— start Data segment —

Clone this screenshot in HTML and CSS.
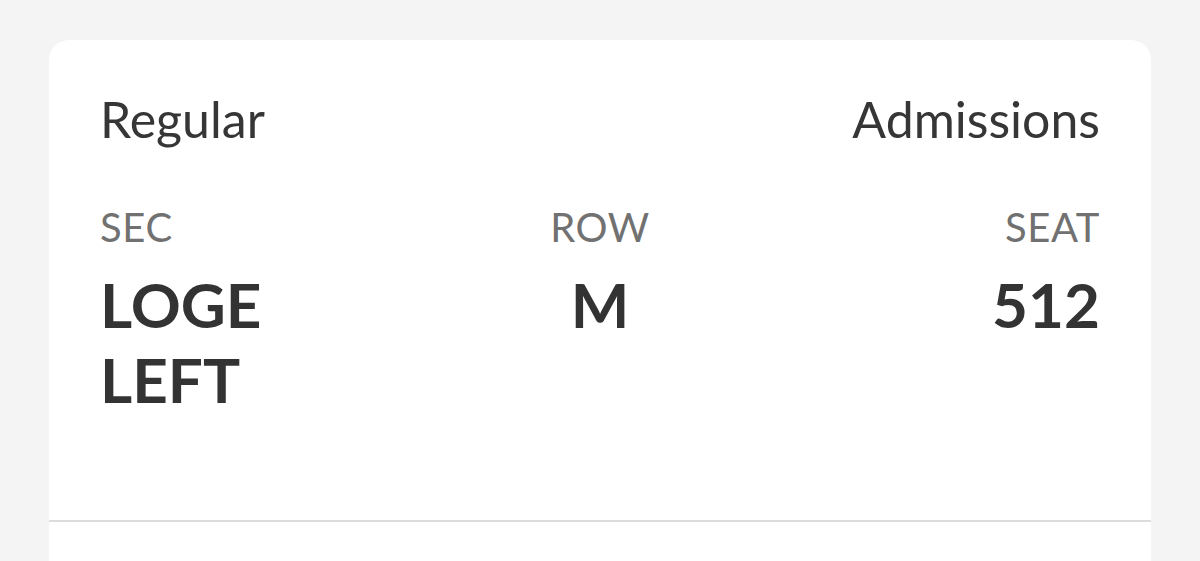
FILE: index.html
```html
<!DOCTYPE html>
<html lang="en">
<head>
<meta charset="utf-8">
<title>Ticket</title>
<link rel="stylesheet" href="styles.css">
</head>
<body>
<div class="card">
  <div class="info">
    <div class="head">
      <span class="type">Regular</span>
      <span class="type">Admissions</span>
    </div>
    <div class="seats">
      <div class="col col-left">
        <div class="label">SEC</div>
        <div class="value sec-value">LOGE LEFT</div>
      </div>
      <div class="col col-center">
        <div class="label">ROW</div>
        <div class="value">M</div>
      </div>
      <div class="col col-right">
        <div class="label">SEAT</div>
        <div class="value">512</div>
      </div>
    </div>
  </div>
  <div class="divider"></div>
  <div class="lower"></div>
</div>
</body>
</html>
```
FILE: styles.css
```css
html, body {
  margin: 0;
  padding: 0;
}
body {
  background: #f4f4f4;
  font-family: Lato, "Open Sans", sans-serif;
  color: #363636;
  height: 561px;
  overflow: hidden;
}
.card {
  margin: 40px 0 0 49px;
  width: 1102px;
  height: 521px;
  background: #ffffff;
  border-radius: 20px 20px 0 0;
  overflow: hidden;
}
.info {
  padding: 49px 51px 0 51px;
  height: 431px;
  box-sizing: border-box;
  height: 480px;
}
.head {
  display: flex;
  justify-content: space-between;
}
.type {
  font-size: 50px;
  line-height: 60px;
  font-weight: 400;
  color: #363636;
}
.seats {
  display: grid;
  grid-template-columns: 1fr 1fr 1fr;
  margin-top: 53px;
}
.col-left { text-align: left; }
.col-center { text-align: center; }
.col-right { text-align: right; }
.label {
  font-size: 40px;
  line-height: 50px;
  letter-spacing: 0.6px;
  color: #717171;
}
.value {
  font-size: 62px;
  line-height: 75px;
  font-weight: 700;
  color: #333333;
  margin-top: 15px;
}
.sec-value {
  max-width: 220px;
}
.divider {
  height: 2px;
  background: #dcdcdc;
}
```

— end Data segment —

**The request:** Drop the images and repeat the data exactly.

**The reply:**
Clone this screenshot in HTML and CSS.
FILE: index.html
```html
<!DOCTYPE html>
<html lang="en">
<head>
<meta charset="utf-8">
<title>Ticket</title>
<link rel="stylesheet" href="styles.css">
</head>
<body>
<div class="card">
  <div class="info">
    <div class="head">
      <span class="type">Regular</span>
      <span class="type">Admissions</span>
    </div>
    <div class="seats">
      <div class="col col-left">
        <div class="label">SEC</div>
        <div class="value sec-value">LOGE LEFT</div>
      </div>
      <div class="col col-center">
        <div class="label">ROW</div>
        <div class="value">M</div>
      </div>
      <div class="col col-right">
        <div class="label">SEAT</div>
        <div class="value">512</div>
      </div>
    </div>
  </div>
  <div class="divider"></div>
  <div class="lower"></div>
</div>
</body>
</html>
```
FILE: styles.css
```css
html, body {
  margin: 0;
  padding: 0;
}
body {
  background: #f4f4f4;
  font-family: Lato, "Open Sans", sans-serif;
  color: #363636;
  height: 561px;
  overflow: hidden;
}
.card {
  margin: 40px 0 0 49px;
  width: 1102px;
  height: 521px;
  background: #ffffff;
  border-radius: 20px 20px 0 0;
  overflow: hidden;
}
.info {
  padding: 49px 51px 0 51px;
  height: 431px;
  box-sizing: border-box;
  height: 480px;
}
.head {
  display: flex;
  justify-content: space-between;
}
.type {
  font-size: 50px;
  line-height: 60px;
  font-weight: 400;
  color: #363636;
}
.seats {
  display: grid;
  grid-template-columns: 1fr 1fr 1fr;
  margin-top: 53px;
}
.col-left { text-align: left; }
.col-center { text-align: center; }
.col-right { text-align: right; }
.label {
  font-size: 40px;
  line-height: 50px;
  letter-spacing: 0.6px;
  color: #717171;
}
.value {
  font-size: 62px;
  line-height: 75px;
  font-weight: 700;
  color: #333333;
  margin-top: 15px;
}
.sec-value {
  max-width: 220px;
}
.divider {
  height: 2px;
  background: #dcdcdc;
}
```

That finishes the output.